James Elliott’s marker said he served on the U.S.S. Indiana and I later found that the Indiana fought in Guadalcanal, Tarawa, Iwo Jima, Saipan, the Battle of the Philippine Sea and Okinawa. And the body of Hettie Mary Morgan, Yeoman 2, U.S. Navy, World War I rests in that cemetery, one of only 13,000 American women who served in the First World War. Remembering and honoring the legacy of those men and women – their contributions to our civilization, our way of life, our democracy and our freedom – is, after all, the highest purpose of Memorial Day.

These men and women came from elsewhere, as told on weathered markers, from England, from Germany, from Maine, Ohio and Kentucky, searching for a better life, opportunity, a chance for happiness or gold, or perhaps adventure and a new start. They lived as soldiers, sailors, miners, fathers, sons, mothers and daughters. A family of five rest together in their plot bordered by concrete broken by tree roots and decades of frost heave. The Lord giveth and the Lord taketh away.

Those with the ability, gave their beloved elaborate markers, carved in stone, so that they should never be forgotten, while the resting places of the poor or criminal or friendless were marked with simple boards, long since indecipherable, or the many small plain markers of the “unknowns.”

IMG_1181The message is in the eye of the beholder and when visiting the grave of a friend or family member, there is a richness, a story, the memories of who that person was, their life, their hopes, their mistakes and a perception of that being. But after a generation or two, that richness – the stories possessed only by those who knew the dearly departed – goes silent, those that knew the story also gone.

The cynical, the despondent, the visitor without faith may wander, reading markers, mulling the futility of life, the dreams dashed, the hopes sundered, the sorrow of those left behind and the tragedy of life on Earth, a life of the flesh. A life as Macbeth said it, “…that struts and frets his hour upon the stage, and then is heard no more.”

But there is more to this story. People of faith, believe there is more, that death is not the end, that there is meaning and continuity and purpose in a life – that not only has each individual contributed to the life of the family, the society and the nation, but has continuity as self, as a life, a being, a spirit, that the body and the life it serves is but one stage in the continuation of the individual as well as of humanity.
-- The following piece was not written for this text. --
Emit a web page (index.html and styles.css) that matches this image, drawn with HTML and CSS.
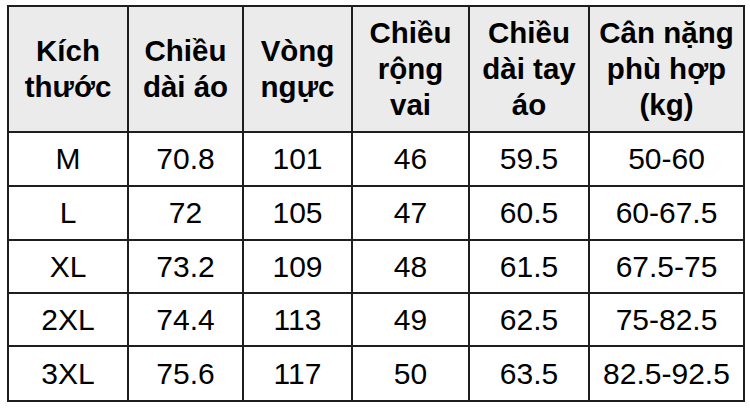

Abraham Lincoln said: “Surely God would not have created such a being as man, with an ability to grasp the infinite, to exist only for a day. No, no, man was made for immortality.”

And so there is hope and there is life and promise and a future. As such, those remains buried beneath the soil marked with loving inscriptions have served the purpose of the beings that animated them. They are worn-out husks, cast away, honored as is proper, but the spirit continues, life goes on and the future stretches out to infinity.